А мы б совсем не умирать могли.
Это, увы, не буквально так.
Да, объятье не кончается и letum non omnia finit[22], но сводки с больничных фронтов как будто опровергают поэзию. И все же уникальность нынешнего состояния огромной части человечества именно в этом – в возможности внутреннего приближения, перенастройки оптики. Наведения фокуса. Тут время не вольно.
И дольше века длится день. Каждый повторяющийся неповторим.

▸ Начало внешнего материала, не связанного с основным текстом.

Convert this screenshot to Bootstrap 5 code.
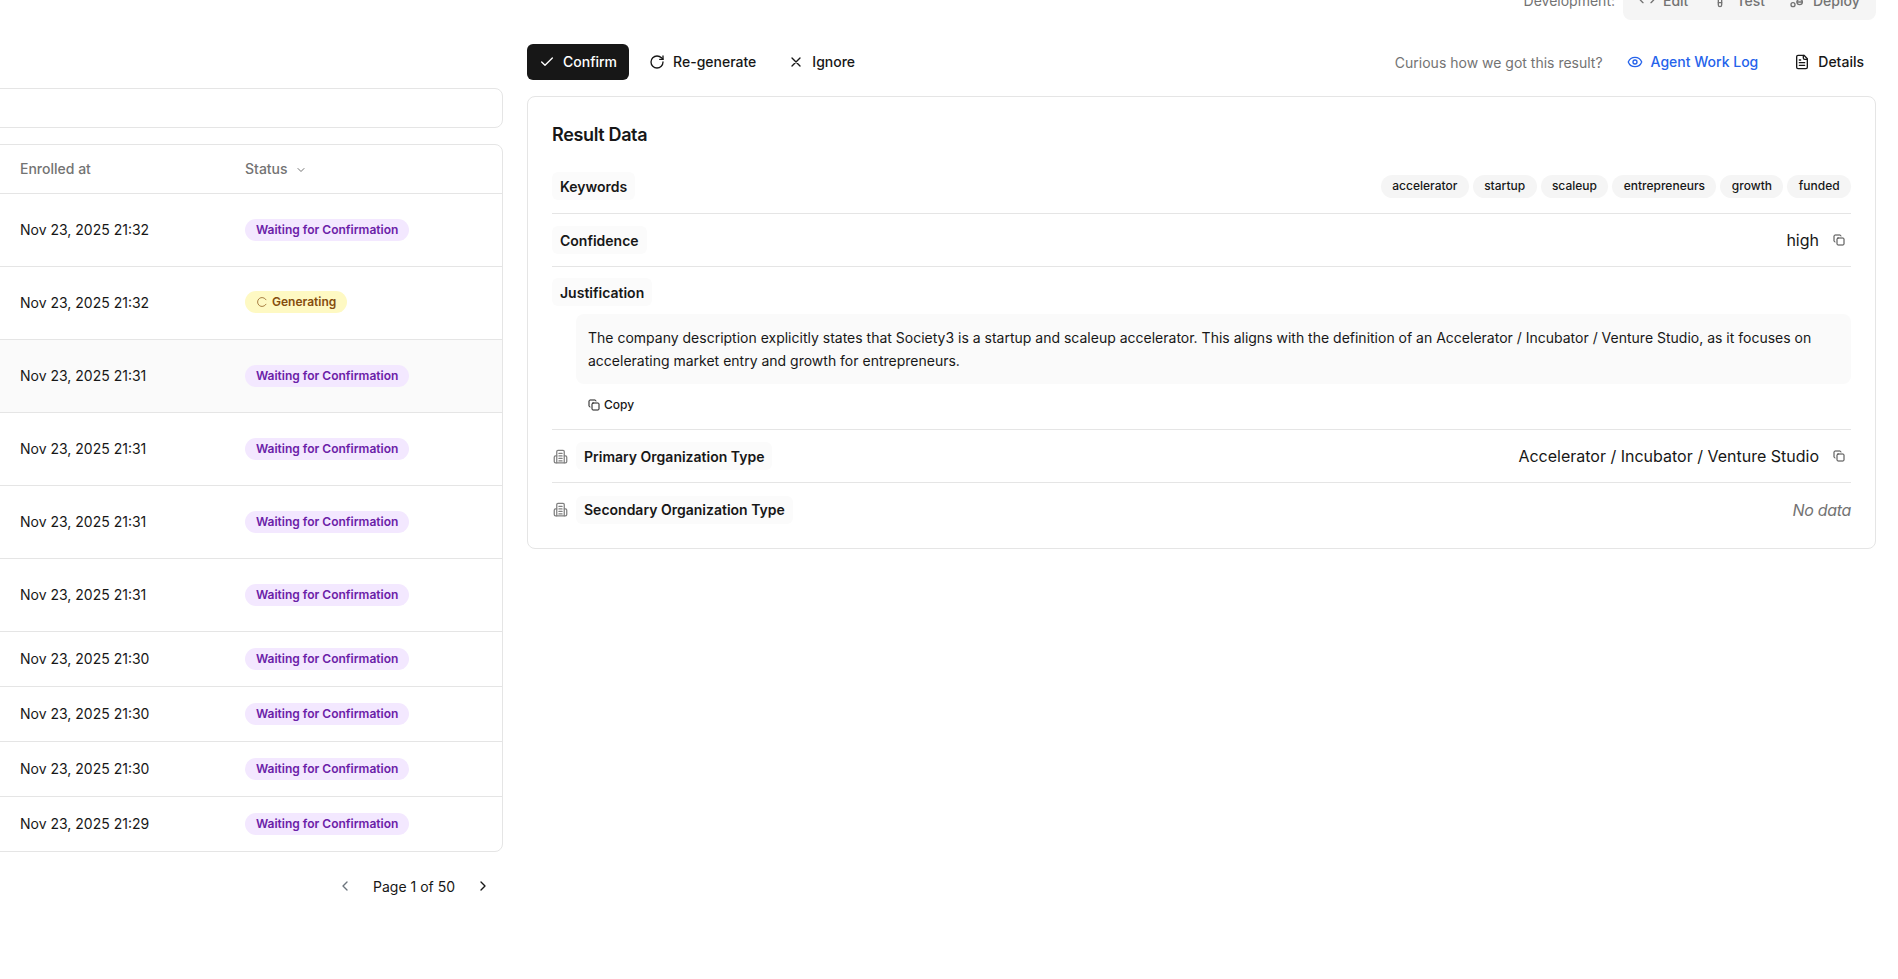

И это счастье – пусть же длится.
День шестнадцатый
Ветер. Холодный ветер на всем белом свете. Bora[23]. Борей. Задувает в щели, гуляет по переулкам, сбивает цветы с подоконников. Потинтореттовски драматичный луч солнца выхватывает из площади Сант-Анджело одинокую фигуру знакомой собачницы. За эти годы я отчего-то так и не выучила ни ее имени, ни имени ее левретки. Она же именует нашего Спритца не иначе как occhi verdi – “зеленые глаза”. Пес наш и вправду пронзительно зеленоглаз, а дама совершенно не подозревает, что цитирует Эренбурга.
Дети юга порой чудовищно простодушны. “Путин послал девять самолетов с медикаментами, оборудованием и военными врачами” – заголовок в La Repubblica, которую дама держит под мышкой. Бойтесь данайцев и дары приносящих. “Лживость блатарей не имеет границ, ибо в отношении фраеров (а фраера – это весь мир, кроме блатарей) нет другого закона, кроме закона обмана – любым способом: лестью, клеветой, обещанием…” Шаламов.
Но люди до́роги, и ИВЛ нужны. Ежедневная работа на износ и борьба за каждого 99-летнего со всем букетом болезней не оставляют ни времени, ни сил на мудрствования и хитрости. Ценность жизней, а не цифр. Когда в каждом нолике статистики – чье-то лицо. Точка, точка, запятая…
А значит, придется принять и молчаливых рабов-военных. “Есть внутренности жертв, чтоб о войне гадать, рабы, чтобы молчать, и камни, чтобы строить”. Вряд ли их спросили.
Со страниц раскрытой Gazzettino навстречу мне улыбается знакомое лицо: монах-францисканец из церкви Реденторе. Устраивал скаутские походы, занимался с детьми: здоровяк, кровь с молоком, 46 лет. Только читаю я некролог. Та самая церковь Реденторе, построенная Палладио тоже в честь избавления от чумы. Какая горькая перекличка.
Глаза слезятся. Наверное, от ветра. А Спритц приходит в неистовое возбуждение, ловит потоки развевающимися ушами, тянет поводок, рвется куда-то дальше, телефон в моей руке прыгает, и съемка нашей сегодняшней прогулки целиком подчинена собачьему ритму. Совершая ежедневный ритуал, мы делаем обязательный круг по Campiello Nuovo o dei Morti (Маленькая Новая площадь, или площадь Умерших). Как и все возвышения, это одно из бывших кладбищ в черте города, некогда срытое Наполеоном во имя санитарии и гигиены, за что (как и за многое другое) венецианцы его ненавидят до сих пор с той же горячностью, с какой москвичи клянут собянинскую плитку.
В нынешнем застывшем безлюдье ветер – главный герой мистерии. Каналы наморщивают лбы, лодки бьются о сваи, трепещут простыни, хлопают ставни. Где-то наверху похохатывают чайки. Зима недаром злится.
Может, и вправду в кривых и трехзначных цифрах наметился хрупкий перелом? Уже два дня подряд страшные сводки чуть-чуть уменьшаются. Вчерашняя жатва – 651, сегодня – 602. Еще недавно мы ужасались сотне.
Переходим мост Академии. Тут всегда чуть больше жизни. С лодки идет бодрая торговля овощами и фруктами. На фоне запакованных в маски безликих покупателей и таких же продавцов каждый помидор обретает индивидуальность. Отдельные беглецы, соскочившие за борт, плавают тут же поодаль. Мимо меня проплывает луковка, просясь в сиквел Достоевского. Но ветер не дает этой мысли задержаться и гонит ее вместе с луковичкой дальше.